• [Brief]:
Exactly as written, please set down all of the entries again, with no pictures.

• [Interface markup and scripts]:

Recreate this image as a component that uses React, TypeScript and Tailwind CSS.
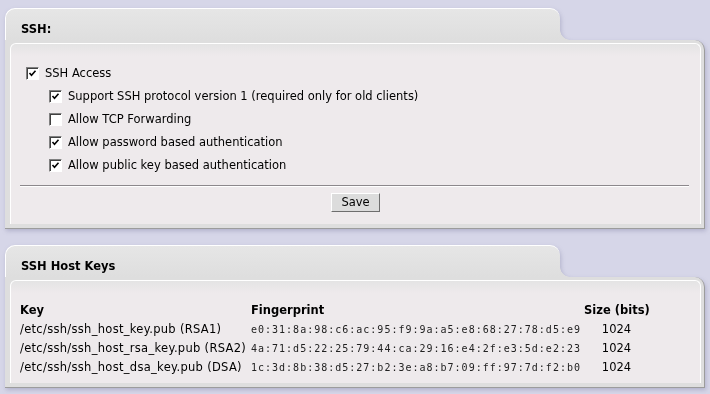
import type { ReactNode } from "react";

function CheckBox({ checked }: { checked: boolean }) {
  return (
    <span className="flex h-[13px] w-[13px] shrink-0 items-center justify-center border border-t-[#808080] border-l-[#808080] border-r-white border-b-white bg-white shadow-[inset_1px_1px_0_#404040]">
      {checked && (
        <svg width="9" height="9" viewBox="0 0 9 9">
          <path d="M1.5 4 L3.5 6.2 L7.5 1.8" fill="none" stroke="#000" strokeWidth="1.6" />
        </svg>
      )}
    </span>
  );
}

function Panel({ title, children }: { title: string; children: ReactNode }) {
  return (
    <div className="drop-shadow-[1px_2px_2px_rgba(70,70,120,0.25)]">
      {/* tab */}
      <div className="flex h-[32px]">
        <div className="w-[555px] rounded-t-[10px] border-t border-l border-white bg-[linear-gradient(#e6e6e6,#dedede)] pl-[15px] pt-[13px] font-bold leading-[14px]">
          {title}
        </div>
        <div className="flex flex-1 items-end">
          <div className="h-[10px] w-[10px] bg-[radial-gradient(circle_at_100%_0,transparent_9.5px,#dedede_10px)]" />
        </div>
      </div>
      {/* body */}
      <div className="rounded-tr-[10px] border-r border-b border-[#9c9c9c] bg-[#dedede] pt-[3px] pr-[3px] pb-[4px] pl-[5px]">
        <div className="rounded-t-[6px] border-t border-l border-r border-white border-b-[#c0c0c0] bg-[linear-gradient(#e4e4e4,#eeeaec_12px)]">
          {children}
        </div>
      </div>
    </div>
  );
}

const options = [
  { label: "Support SSH protocol version 1 (required only for old clients)", checked: true },
  { label: "Allow TCP Forwarding", checked: false },
  { label: "Allow password based authentication", checked: true },
  { label: "Allow public key based authentication", checked: true },
];

const keys = [
  { key: "/etc/ssh/ssh_host_key.pub (RSA1)", fp: "e0:31:8a:98:c6:ac:95:f9:9a:a5:e8:68:27:78:d5:e9", size: "1024" },
  { key: "/etc/ssh/ssh_host_rsa_key.pub (RSA2)", fp: "4a:71:d5:22:25:79:44:ca:29:16:e4:2f:e3:5d:e2:23", size: "1024" },
  { key: "/etc/ssh/ssh_host_dsa_key.pub (DSA)", fp: "1c:3d:8b:38:d5:27:b2:3e:a8:b7:09:ff:97:7d:f2:b0", size: "1024" },
];

export default function App() {
  return (
    <div className="h-[394px] w-[710px] overflow-hidden bg-[#d6d6e8] px-[5px] pt-[8px] font-['DejaVu_Sans',Verdana,sans-serif] text-[11.5px] text-black">
      <Panel title="SSH:">
        <div className="pt-[18px] pb-[12px]">
          <label className="flex h-[23px] items-center gap-[6px] pl-[15px]">
            <CheckBox checked />
            <span>SSH Access</span>
          </label>
          {options.map((o) => (
            <label key={o.label} className="flex h-[23px] items-center gap-[6px] pl-[38px]">
              <CheckBox checked={o.checked} />
              <span>{o.label}</span>
            </label>
          ))}
          <div className="mt-[8px] mr-[11px] ml-[9px] border-t border-b border-t-[#8c888c] border-b-white" />
          <div className="mt-[6px] flex justify-center">
            <button className="h-[19px] w-[49px] border border-t-white border-l-white border-r-[#6e6e6e] border-b-[#6e6e6e] bg-[#dcdcdc] text-[11.5px] leading-none">
              Save
            </button>
          </div>
        </div>
      </Panel>

      <div className="h-[16px]" />

      <Panel title="SSH Host Keys">
        <div className="pt-[20px] pb-[6px] pl-[9px]">
          <div className="grid h-[19px] grid-cols-[231px_333px_72px] items-center whitespace-nowrap font-bold">
            <span>Key</span>
            <span>Fingerprint</span>
            <span>Size (bits)</span>
          </div>
          {keys.map((k) => (
            <div key={k.key} className="grid h-[19px] grid-cols-[231px_333px_72px] items-center whitespace-nowrap">
              <span className="tracking-[0.3px]">{k.key}</span>
              <span className="font-['DejaVu_Sans_Mono',monospace] text-[10px] tracking-[1px] text-[#222]">
                {k.fp}
              </span>
              <span className="pr-[7px] text-center">{k.size}</span>
            </div>
          ))}
        </div>
      </Panel>
    </div>
  );
}
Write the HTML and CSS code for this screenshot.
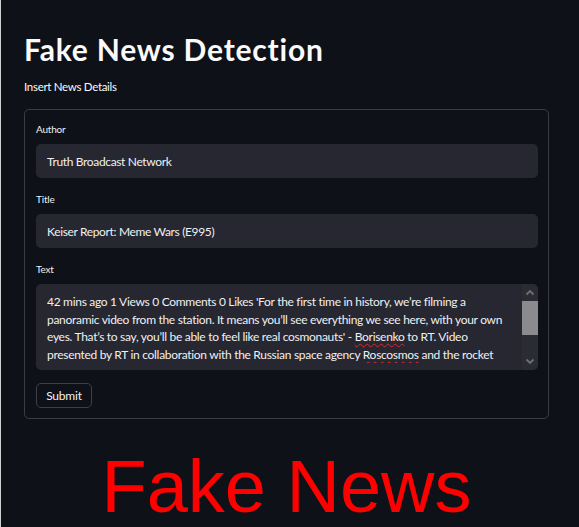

• [Completed exercise]:
Recreate this image as a component that uses React, TypeScript and Tailwind CSS.
import type { ReactNode } from "react";

function CheckBox({ checked }: { checked: boolean }) {
  return (
    <span className="flex h-[13px] w-[13px] shrink-0 items-center justify-center border border-t-[#808080] border-l-[#808080] border-r-white border-b-white bg-white shadow-[inset_1px_1px_0_#404040]">
      {checked && (
        <svg width="9" height="9" viewBox="0 0 9 9">
          <path d="M1.5 4 L3.5 6.2 L7.5 1.8" fill="none" stroke="#000" strokeWidth="1.6" />
        </svg>
      )}
    </span>
  );
}

function Panel({ title, children }: { title: string; children: ReactNode }) {
  return (
    <div className="drop-shadow-[1px_2px_2px_rgba(70,70,120,0.25)]">
      {/* tab */}
      <div className="flex h-[32px]">
        <div className="w-[555px] rounded-t-[10px] border-t border-l border-white bg-[linear-gradient(#e6e6e6,#dedede)] pl-[15px] pt-[13px] font-bold leading-[14px]">
          {title}
        </div>
        <div className="flex flex-1 items-end">
          <div className="h-[10px] w-[10px] bg-[radial-gradient(circle_at_100%_0,transparent_9.5px,#dedede_10px)]" />
        </div>
      </div>
      {/* body */}
      <div className="rounded-tr-[10px] border-r border-b border-[#9c9c9c] bg-[#dedede] pt-[3px] pr-[3px] pb-[4px] pl-[5px]">
        <div className="rounded-t-[6px] border-t border-l border-r border-white border-b-[#c0c0c0] bg-[linear-gradient(#e4e4e4,#eeeaec_12px)]">
          {children}
        </div>
      </div>
    </div>
  );
}

const options = [
  { label: "Support SSH protocol version 1 (required only for old clients)", checked: true },
  { label: "Allow TCP Forwarding", checked: false },
  { label: "Allow password based authentication", checked: true },
  { label: "Allow public key based authentication", checked: true },
];

const keys = [
  { key: "/etc/ssh/ssh_host_key.pub (RSA1)", fp: "e0:31:8a:98:c6:ac:95:f9:9a:a5:e8:68:27:78:d5:e9", size: "1024" },
  { key: "/etc/ssh/ssh_host_rsa_key.pub (RSA2)", fp: "4a:71:d5:22:25:79:44:ca:29:16:e4:2f:e3:5d:e2:23", size: "1024" },
  { key: "/etc/ssh/ssh_host_dsa_key.pub (DSA)", fp: "1c:3d:8b:38:d5:27:b2:3e:a8:b7:09:ff:97:7d:f2:b0", size: "1024" },
];

export default function App() {
  return (
    <div className="h-[394px] w-[710px] overflow-hidden bg-[#d6d6e8] px-[5px] pt-[8px] font-['DejaVu_Sans',Verdana,sans-serif] text-[11.5px] text-black">
      <Panel title="SSH:">
        <div className="pt-[18px] pb-[12px]">
          <label className="flex h-[23px] items-center gap-[6px] pl-[15px]">
            <CheckBox checked />
            <span>SSH Access</span>
          </label>
          {options.map((o) => (
            <label key={o.label} className="flex h-[23px] items-center gap-[6px] pl-[38px]">
              <CheckBox checked={o.checked} />
              <span>{o.label}</span>
            </label>
          ))}
          <div className="mt-[8px] mr-[11px] ml-[9px] border-t border-b border-t-[#8c888c] border-b-white" />
          <div className="mt-[6px] flex justify-center">
            <button className="h-[19px] w-[49px] border border-t-white border-l-white border-r-[#6e6e6e] border-b-[#6e6e6e] bg-[#dcdcdc] text-[11.5px] leading-none">
              Save
            </button>
          </div>
        </div>
      </Panel>

      <div className="h-[16px]" />

      <Panel title="SSH Host Keys">
        <div className="pt-[20px] pb-[6px] pl-[9px]">
          <div className="grid h-[19px] grid-cols-[231px_333px_72px] items-center whitespace-nowrap font-bold">
            <span>Key</span>
            <span>Fingerprint</span>
            <span>Size (bits)</span>
          </div>
          {keys.map((k) => (
            <div key={k.key} className="grid h-[19px] grid-cols-[231px_333px_72px] items-center whitespace-nowrap">
              <span className="tracking-[0.3px]">{k.key}</span>
              <span className="font-['DejaVu_Sans_Mono',monospace] text-[10px] tracking-[1px] text-[#222]">
                {k.fp}
              </span>
              <span className="pr-[7px] text-center">{k.size}</span>
            </div>
          ))}
        </div>
      </Panel>
    </div>
  );
}
Write the HTML and CSS code for this screenshot.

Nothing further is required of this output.